Sommer: Thorgan ist ein Spieler, der immer für eine Überraschung sorgen kann. Er ist zu jeder Zeit in der Lage, durch ein Dribbling eine neue Situation zu kreieren, kann seine Mitspieler einsetzen, ist schnell und hat einen starken Abschluss. Aufgrund seiner Kreativität ist er sehr schwer zu verteidigen und deshalb sehr wichtig für uns.
gettySommer: "Kann diese Dinge sehr gut ausblenden"
Diese starken Leistungen bleiben auch bei der Konkurrenz nicht unbemerkt. Seit Monaten gibt es Gerüchte um mögliche Abgänge von Führungsspielern wie Hazard oder Plea. Müssen Fans Angst haben, dass Spieler dieser Klasse die Borussia nur als Durchgangsstation sehen?

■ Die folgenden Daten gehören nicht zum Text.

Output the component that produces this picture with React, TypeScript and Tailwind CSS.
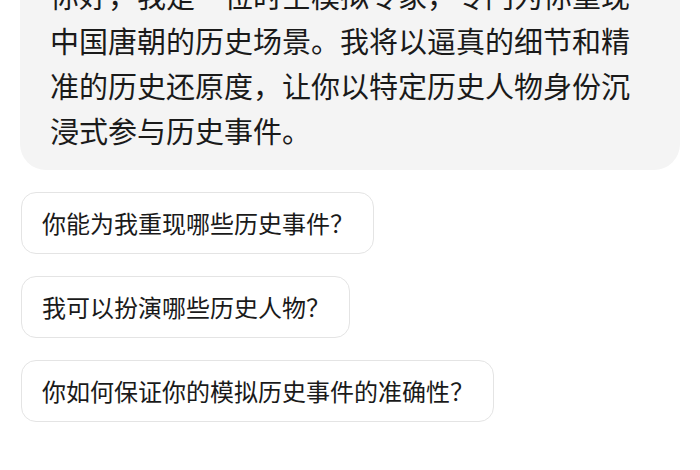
const intro = [
  '你好，我是一位时空模拟专家，专门为你重现',
  '中国唐朝的历史场景。我将以逼真的细节和精',
  '准的历史还原度，让你以特定历史人物身份沉',
  '浸式参与历史事件。',
]

const suggestions = [
  '你能为我重现哪些历史事件？',
  '我可以扮演哪些历史人物？',
  '你如何保证你的模拟历史事件的准确性？',
]

export default function App() {
  return (
    <div
      className="w-[700px] h-[470px] overflow-hidden bg-white px-5 text-[#1a1a1a]"
      style={{ fontFamily: '"Noto Sans CJK SC", "Noto Sans", sans-serif' }}
    >
      <div className="-mt-[60px] rounded-[26px] bg-[#f4f4f4] pl-[30px] pr-5 pt-[33px] pb-[17px]">
        {intro.map((line, i) => (
          <p key={i} className="whitespace-nowrap text-[29px] leading-[45px]">
            {line}
          </p>
        ))}
      </div>

      <div className="mt-[22px] flex flex-col items-start gap-[22px] pl-px">
        {suggestions.map((q) => (
          <button
            key={q}
            className="flex h-[62px] items-center rounded-[15px] border border-[#e4e4e4] bg-white pl-5 pr-[19px] text-[24px] leading-none whitespace-nowrap"
          >
            {q}
          </button>
        ))}
      </div>
    </div>
  )
}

Sommer: Fußball ist ein Geschäft und es wird viel gesprochen und geschrieben. Es ist normal, dass Gerüchte verbreitet werden. Wir befassen uns innerhalb der Mannschaft nicht mit solchen Dingen, diese Nebenschauplätze rauben nur Energie. Das sind Dinge, die wir während der Saison nicht brauchen können. Wenn man als Team erfolgreich ist und auch die Einzelspieler gute Leistungen zeigen, werden andere Klubs automatisch auf einen aufmerksam. So funktioniert das Geschäft.
Auch Sie selbst wurden in den vergangenen Jahren immer wieder mit Top-Klubs in Verbindung gebracht. Wie geht man als Profi mit solchen Gerüchten um?
Sommer: Ich lese längst nicht alles, was in den Medien geschrieben wird, aber unter dem Strich ist es doch ein Lob, mit großen Klubs in Verbindung gebracht zu werden. Ein solches Gerücht entsteht nur, wenn es für den Spieler und die Mannschaft gut läuft, daher würde ich solche Berichte keinesfalls als negativ abstempeln. Ich persönlich kann diese Dinge auf dem Platz aber sehr gut ausblenden.
Sie haben in der Vergangenheit häufig betont, dass Sie sich in Mönchengladbach wohl fühlen. Scheint, als sei eine Vertragsverlängerung nur eine Frage der Zeit.
Sommer: (lacht) Ich habe noch Vertrag bis 2021 und bis dahin kann viel passieren. Über Dinge, die danach kommen, habe ich mir noch keine Gedanken gemacht.